Few companies will argue against the idea that the customer experience is paramount in this day and age. What companies will argue about is just how they can be customer centric in a way that makes sense on both a customer service level and a business level. There is an argument over just how a company can bridge the gap between desirability and capability in order to do so in a sustainable way.
The NAB’s head of customer experience design, Louise Long, recently talked at the Forrester (News - Alert) Summit for Marketing and Strategy Professionals in Sydney.

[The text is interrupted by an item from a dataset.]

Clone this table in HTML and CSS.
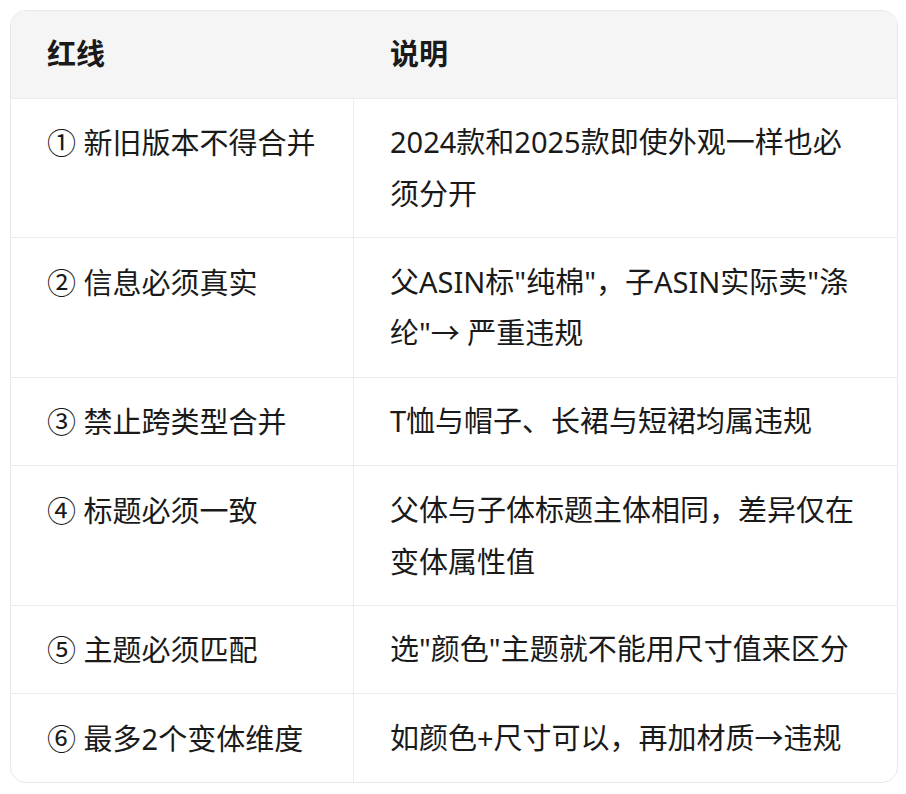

During her presentation there, Long talked about how her bank is making customer satisfaction ratings that are higher than ever before a reality through her team’s efforts.
Long believes that the real tipping point for a company, when it wants to move from wanting to be customer-centric to actually being customer-centric is when it moves from intent to ability to achieve. “The evolution is the intent for everyone to be customer centric, to knowing what that means - that is the leap for organizations,” she told the website CMO. “Nobody goes to work to do a bad job, and no one goes to work saying they don’t care about the customer.
Long said her focus has been and will continue to be making sure the people she works with and the people that work for her have the ability to understand what is expected of them when it comes to the customer service experience.
Long says she has made a kind of model, built off real customer personas as a starting point for her team. She then plots the journey the customer and the company might take. Long also uses service blueprinting, which looks at what the customer is able to witness as well as what is going on in the back-end. By doing this, Long says she can better see how products are going to solve customer problems.